● **Available data**:

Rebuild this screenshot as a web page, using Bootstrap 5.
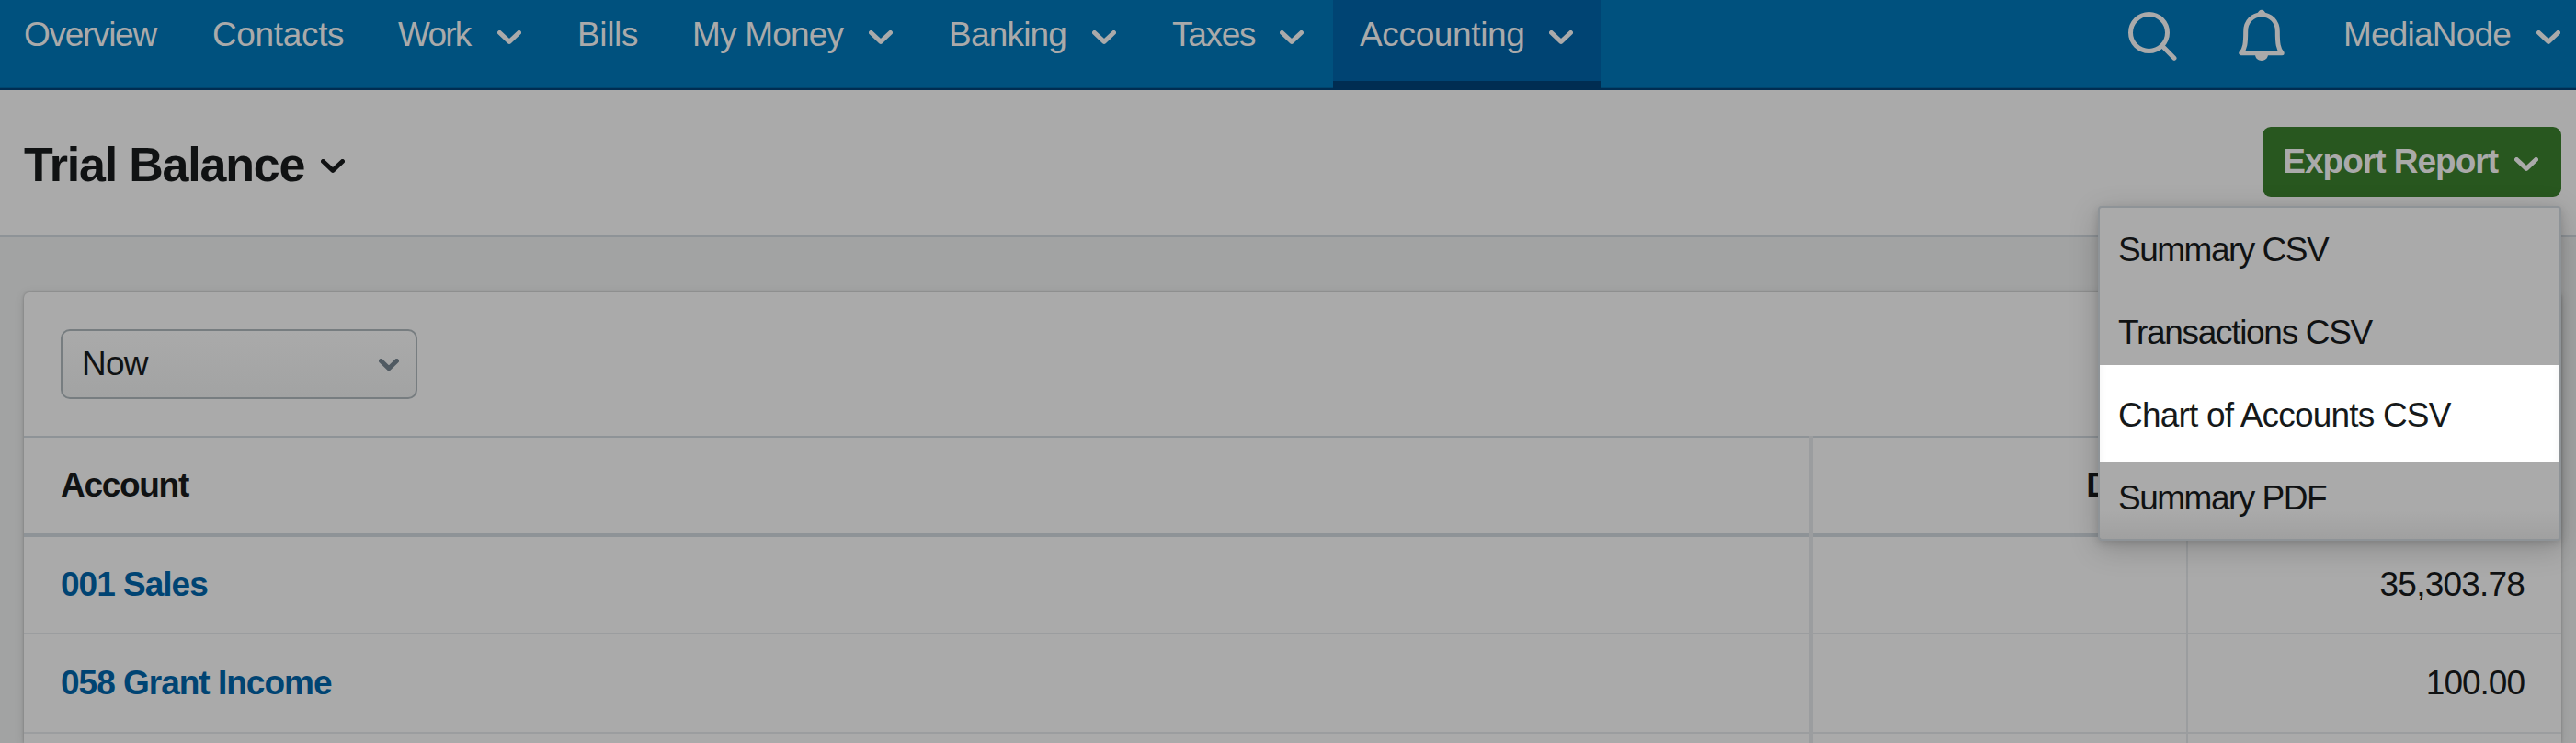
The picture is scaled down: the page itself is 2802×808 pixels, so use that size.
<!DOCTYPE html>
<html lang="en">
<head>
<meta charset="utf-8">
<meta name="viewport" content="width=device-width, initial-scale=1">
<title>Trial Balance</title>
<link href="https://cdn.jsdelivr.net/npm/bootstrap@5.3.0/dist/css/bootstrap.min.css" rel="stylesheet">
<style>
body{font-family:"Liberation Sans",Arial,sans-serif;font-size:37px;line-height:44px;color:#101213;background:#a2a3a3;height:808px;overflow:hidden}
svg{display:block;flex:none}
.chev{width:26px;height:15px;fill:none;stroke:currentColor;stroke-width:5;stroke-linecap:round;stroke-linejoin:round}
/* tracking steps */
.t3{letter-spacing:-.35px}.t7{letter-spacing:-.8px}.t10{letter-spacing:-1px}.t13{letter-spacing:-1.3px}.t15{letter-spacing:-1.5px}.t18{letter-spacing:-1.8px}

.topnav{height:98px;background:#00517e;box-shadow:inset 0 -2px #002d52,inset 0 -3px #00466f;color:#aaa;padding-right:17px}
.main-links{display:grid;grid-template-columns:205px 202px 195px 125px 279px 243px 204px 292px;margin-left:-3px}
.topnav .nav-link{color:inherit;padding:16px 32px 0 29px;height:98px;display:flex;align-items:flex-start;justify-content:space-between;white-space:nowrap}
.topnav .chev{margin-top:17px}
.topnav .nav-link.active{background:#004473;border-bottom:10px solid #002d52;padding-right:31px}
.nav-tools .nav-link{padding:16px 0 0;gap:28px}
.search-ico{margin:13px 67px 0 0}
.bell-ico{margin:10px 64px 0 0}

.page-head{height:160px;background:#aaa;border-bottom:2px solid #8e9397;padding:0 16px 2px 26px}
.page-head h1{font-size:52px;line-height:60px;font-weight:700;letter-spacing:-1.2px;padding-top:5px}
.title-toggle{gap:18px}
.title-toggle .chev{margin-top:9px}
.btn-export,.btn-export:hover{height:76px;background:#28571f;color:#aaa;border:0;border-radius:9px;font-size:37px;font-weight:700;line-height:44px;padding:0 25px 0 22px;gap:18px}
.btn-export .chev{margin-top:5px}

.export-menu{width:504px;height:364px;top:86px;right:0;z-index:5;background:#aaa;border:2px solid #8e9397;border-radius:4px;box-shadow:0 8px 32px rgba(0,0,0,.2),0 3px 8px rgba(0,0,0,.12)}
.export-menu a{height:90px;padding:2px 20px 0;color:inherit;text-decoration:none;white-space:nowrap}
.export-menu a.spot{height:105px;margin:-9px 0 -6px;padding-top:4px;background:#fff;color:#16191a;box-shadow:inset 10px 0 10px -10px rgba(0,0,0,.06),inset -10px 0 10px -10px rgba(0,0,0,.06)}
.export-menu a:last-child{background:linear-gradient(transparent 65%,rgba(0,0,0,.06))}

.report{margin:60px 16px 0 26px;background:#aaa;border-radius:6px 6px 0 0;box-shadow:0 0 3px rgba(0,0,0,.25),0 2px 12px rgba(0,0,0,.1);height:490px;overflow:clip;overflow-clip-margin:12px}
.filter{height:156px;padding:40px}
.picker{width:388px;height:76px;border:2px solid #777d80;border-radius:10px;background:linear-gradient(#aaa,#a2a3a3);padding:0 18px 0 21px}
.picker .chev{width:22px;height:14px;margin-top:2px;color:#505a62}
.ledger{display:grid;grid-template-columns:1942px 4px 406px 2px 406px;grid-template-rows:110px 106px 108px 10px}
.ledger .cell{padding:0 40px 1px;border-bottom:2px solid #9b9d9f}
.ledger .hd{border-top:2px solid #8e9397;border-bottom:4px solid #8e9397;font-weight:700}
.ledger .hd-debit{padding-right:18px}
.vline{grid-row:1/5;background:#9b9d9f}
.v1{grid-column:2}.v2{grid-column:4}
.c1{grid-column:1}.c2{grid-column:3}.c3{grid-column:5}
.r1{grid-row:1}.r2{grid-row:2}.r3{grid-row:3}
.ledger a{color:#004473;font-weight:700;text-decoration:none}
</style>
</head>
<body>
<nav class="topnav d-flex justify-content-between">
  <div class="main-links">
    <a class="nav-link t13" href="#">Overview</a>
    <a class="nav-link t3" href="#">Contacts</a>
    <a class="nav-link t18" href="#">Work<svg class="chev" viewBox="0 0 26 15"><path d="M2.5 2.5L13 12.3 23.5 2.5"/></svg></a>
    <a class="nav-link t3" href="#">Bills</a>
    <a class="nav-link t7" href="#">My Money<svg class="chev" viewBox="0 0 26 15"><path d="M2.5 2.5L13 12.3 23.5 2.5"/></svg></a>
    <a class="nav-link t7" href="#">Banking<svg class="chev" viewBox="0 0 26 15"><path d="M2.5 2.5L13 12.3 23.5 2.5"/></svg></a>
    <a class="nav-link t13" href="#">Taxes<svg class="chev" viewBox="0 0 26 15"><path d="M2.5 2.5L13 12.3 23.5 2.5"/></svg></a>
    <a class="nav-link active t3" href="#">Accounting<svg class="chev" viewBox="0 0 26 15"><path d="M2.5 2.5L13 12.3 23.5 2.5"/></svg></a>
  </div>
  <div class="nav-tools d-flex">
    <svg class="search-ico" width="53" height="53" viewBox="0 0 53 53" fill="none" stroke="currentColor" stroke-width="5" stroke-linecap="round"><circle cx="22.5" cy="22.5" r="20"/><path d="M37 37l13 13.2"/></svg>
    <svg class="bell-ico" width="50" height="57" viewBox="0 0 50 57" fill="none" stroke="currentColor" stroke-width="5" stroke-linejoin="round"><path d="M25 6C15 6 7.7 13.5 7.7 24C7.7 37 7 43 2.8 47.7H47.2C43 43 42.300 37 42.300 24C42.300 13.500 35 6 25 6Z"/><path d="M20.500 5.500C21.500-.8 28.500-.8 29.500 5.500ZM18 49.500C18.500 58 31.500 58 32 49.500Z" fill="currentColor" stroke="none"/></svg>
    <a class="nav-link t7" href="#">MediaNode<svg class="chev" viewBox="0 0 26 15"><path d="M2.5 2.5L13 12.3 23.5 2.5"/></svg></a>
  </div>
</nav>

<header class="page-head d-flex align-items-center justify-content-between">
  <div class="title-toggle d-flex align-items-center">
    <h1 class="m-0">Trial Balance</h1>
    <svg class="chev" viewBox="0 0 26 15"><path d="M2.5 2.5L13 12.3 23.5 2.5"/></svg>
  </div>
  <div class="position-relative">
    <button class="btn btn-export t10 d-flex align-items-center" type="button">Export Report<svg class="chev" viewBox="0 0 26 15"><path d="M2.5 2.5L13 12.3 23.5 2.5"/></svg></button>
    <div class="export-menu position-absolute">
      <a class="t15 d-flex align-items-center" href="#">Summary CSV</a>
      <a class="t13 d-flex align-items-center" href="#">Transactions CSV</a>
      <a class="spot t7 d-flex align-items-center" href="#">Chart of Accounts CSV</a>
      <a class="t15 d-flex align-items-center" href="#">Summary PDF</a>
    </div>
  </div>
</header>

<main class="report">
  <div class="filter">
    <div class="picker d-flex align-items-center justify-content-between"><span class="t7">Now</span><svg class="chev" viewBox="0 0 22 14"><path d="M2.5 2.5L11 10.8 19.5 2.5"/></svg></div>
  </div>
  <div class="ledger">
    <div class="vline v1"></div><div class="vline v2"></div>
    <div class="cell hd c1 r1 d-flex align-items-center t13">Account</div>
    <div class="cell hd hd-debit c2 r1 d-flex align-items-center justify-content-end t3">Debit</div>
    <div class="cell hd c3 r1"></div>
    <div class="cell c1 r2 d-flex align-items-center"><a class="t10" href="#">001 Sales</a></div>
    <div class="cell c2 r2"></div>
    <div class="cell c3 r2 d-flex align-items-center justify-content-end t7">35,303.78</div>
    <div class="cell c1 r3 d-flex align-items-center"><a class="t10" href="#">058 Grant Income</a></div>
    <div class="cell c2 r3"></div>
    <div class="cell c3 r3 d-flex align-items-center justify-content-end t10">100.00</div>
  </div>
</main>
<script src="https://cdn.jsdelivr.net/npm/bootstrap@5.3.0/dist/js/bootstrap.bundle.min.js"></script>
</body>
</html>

● **What to do**: Copy each line above containing the string "page".

● **Finished answer**:
Rebuild this screenshot as a web page, using Bootstrap 5.
The picture is scaled down: the page itself is 2802×808 pixels, so use that size.
.page-head{height:160px;background:#aaa;border-bottom:2px solid #8e9397;padding:0 16px 2px 26px}
.page-head h1{font-size:52px;line-height:60px;font-weight:700;letter-spacing:-1.2px;padding-top:5px}
<header class="page-head d-flex align-items-center justify-content-between">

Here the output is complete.